With much of the U.S. retirement conversation often focused on the increasing challenges of maintaining a quality of living into older age, a law passed by Congress in 2022 could be a positive sign.

The Securing a Strong Retirement Act of 2022, known by its moniker “SECURE 2.0,” includes provisions including automatic enrollment of more workers into retirement savings plans, matching certain student loan payments in a 401(k) plan and tweaks to required minimum distributions (RMDs) in existing retirement plans.

“[A]s pensions become rarer and Social Security benefits lose purchasing power, SECURE 2.0 could be the foundation modern workers need to save for retirement while covering their everyday expenses,” according to an overview of the law published by personal finance website Money.

The automatic enrollment provision could have a notable impact on U.S. retirement. While not expected to kick in until the final day of the year, “most new 401(k) and 403(b) plans will automatically enroll employees unless they opt out,” the overview explained. “This is expected to drastically expand the number of people enrolled in employer retirement plans.”

Starting this year, borrowers of certain qualifying student loans can have those payments matched in a 401(k) or 403(b) account by their employer. This provision is not a requirement but could assist those aiming to establish a more secure retirement in the future.

“Instead of matching workers’ contributions to retirement accounts, participating employers match the same amount of money that workers pay toward their student loans,” the overview said. “All workers have to do is make sure they opt for the new benefit (if applicable) and make timely payments.”
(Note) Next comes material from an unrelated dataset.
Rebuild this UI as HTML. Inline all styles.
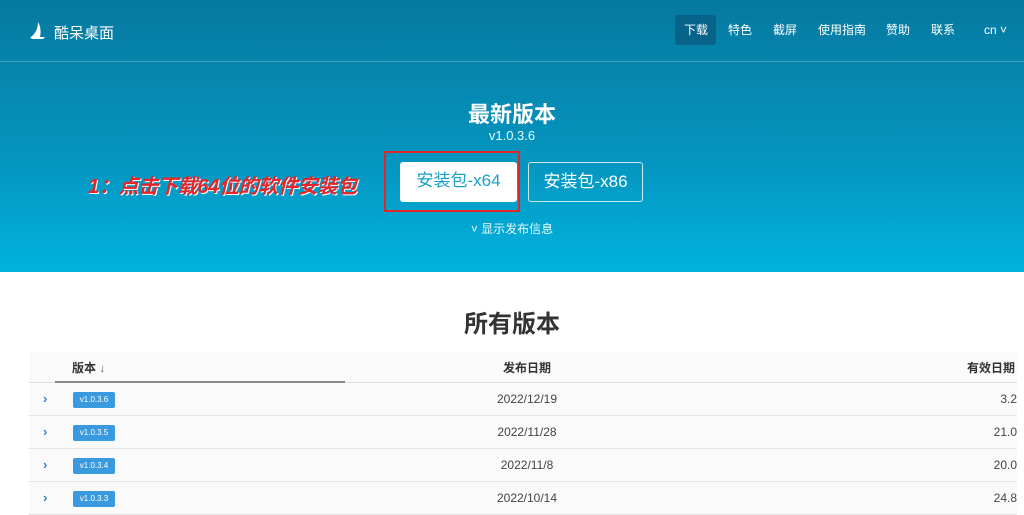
<!DOCTYPE html>
<html><head><meta charset="utf-8"><style>
*{margin:0;padding:0;box-sizing:border-box}
body{width:1024px;height:513px;overflow:hidden;background:#fff;font-family:"Liberation Sans","Noto Sans CJK SC",sans-serif;position:relative}
.hero{position:absolute;left:0;top:0;width:1024px;height:272px;background:linear-gradient(#0679a0,#0596c0 60%,#00b3dd)}
.line{position:absolute;top:61px;left:0;width:1024px;height:1px;background:rgba(255,255,255,.22)}
.logo{position:absolute;left:54px;top:22px;color:#fff;font-size:15px}
.nav{position:absolute;top:15px;height:30px;line-height:30px;color:#fff;font-size:12px}
.nav span{position:absolute;white-space:nowrap;text-align:center}
.t{position:absolute;color:#fff;text-align:center;width:1024px}
.btn{position:absolute;height:40px;line-height:38px;font-size:17px;text-align:center;border-radius:3px}
.tbl{position:absolute;left:29px;top:352px;width:988px;background:#fafafa}
.row{position:relative;height:33px;border-bottom:1px solid #e4e4e4;font-size:12px;color:#444}
.tag{position:absolute;left:44px;top:9px;width:42px;height:16px;background:#3a9ae0;color:#fff;font-size:8px;line-height:16px;text-align:center;border-radius:2px}
.chev{position:absolute;left:14px;top:8px;color:#2f7fd8;font-size:13px;font-weight:bold}
.d{position:absolute;left:4px;width:988px;text-align:center;top:9px}
.v{position:absolute;right:0;top:9px}
</style></head><body>
<div class="hero"></div>
<div class="line"></div>
<svg style="position:absolute;left:29px;top:21px" width="18" height="18" viewBox="0 0 18 18"><path d="M9 1 C12 6 12 12 11 16 L2 16 C6 13 9 8 9 1Z" fill="#fff"/><path d="M1 16 L16 16 L14 18 L3 18Z" fill="#fff"/></svg>
<div class="logo">酷呆桌面</div>
<div style="position:absolute;left:675px;top:15px;width:41px;height:30px;background:#07638a;border-radius:3px"></div>
<div class="nav"><span style="left:684px">下载</span><span style="left:728px">特色</span><span style="left:773px">截屏</span><span style="left:818px">使用指南</span><span style="left:886px">赞助</span><span style="left:931px">联系</span><span style="left:984px">cn ˅</span></div>
<div class="t" style="top:97px;font-size:22px;font-weight:bold">最新版本</div>
<div class="t" style="top:128px;font-size:13px;color:#dff">v1.0.3.6</div>
<div style="position:absolute;left:88px;top:170px;color:#e5252a;font-size:20px;font-weight:bold;font-style:italic;letter-spacing:-0.3px;text-shadow:1px 1px 0 #fff">1：点击下载64位的软件安装包</div>
<div style="position:absolute;left:384px;top:151px;width:136px;height:61px;border:2px solid #e0262c"></div>
<div class="btn" style="left:400px;top:162px;width:117px;background:#fff;color:#1ba0c8">安装包-x64</div>
<div class="btn" style="left:528px;top:162px;width:115px;border:1px solid rgba(255,255,255,.8);color:#fff">安装包-x86</div>
<div class="t" style="top:220px;font-size:12px;color:#eaf8ff">˅ 显示发布信息</div>
<div class="t" style="top:304px;font-size:24px;font-weight:bold;color:#333">所有版本</div>
<div class="tbl">
<div class="row" style="height:31px;border-bottom:1px solid #ddd;font-weight:bold;color:#333">
<span style="position:absolute;left:43px;top:7px">版本 <span style="font-weight:normal;color:#666">↓</span></span>
<div class="d" style="top:7px">发布日期</div><span class="v" style="top:7px;right:2px">有效日期</span>
<div style="position:absolute;left:26px;bottom:-1px;width:290px;height:2px;background:#888"></div></div>
<div class="row"><span class="chev">›</span><span class="tag">v1.0.3.6</span><div class="d">2022/12/19</div><span class="v">3.2</span></div>
<div class="row"><span class="chev">›</span><span class="tag">v1.0.3.5</span><div class="d">2022/11/28</div><span class="v">21.0</span></div>
<div class="row"><span class="chev">›</span><span class="tag">v1.0.3.4</span><div class="d">2022/11/8</div><span class="v">20.0</span></div>
<div class="row"><span class="chev">›</span><span class="tag">v1.0.3.3</span><div class="d">2022/10/14</div><span class="v">24.8</span></div>
</div>
</body></html>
Those with tax-deferred retirement accounts who must make RMDs — annual withdrawal thresholds — will also see the starting age for RMDs rise from 72 to 73 this year. By 2033, that age will rise again to 75.

“The law also reduced the penalty for not withdrawing the required minimum from 50% to 25% of an account holder’s RMD (and, if corrected within two years, to 10%),” Money said.

Retirement challenges persist, however. Recent data shows that older Americans are at risk of becoming their adult children’s biggest expense, and a January survey from AARP shows that over 60% of seniors have not sought out retirement advice from a financial professional due to trust issues.

Generation X’s savings levels will fall short of what is required according to recent data from Schroders. Observers and aging advocates continue to detail why aging in place could be an important element for stabilizing retirement finances.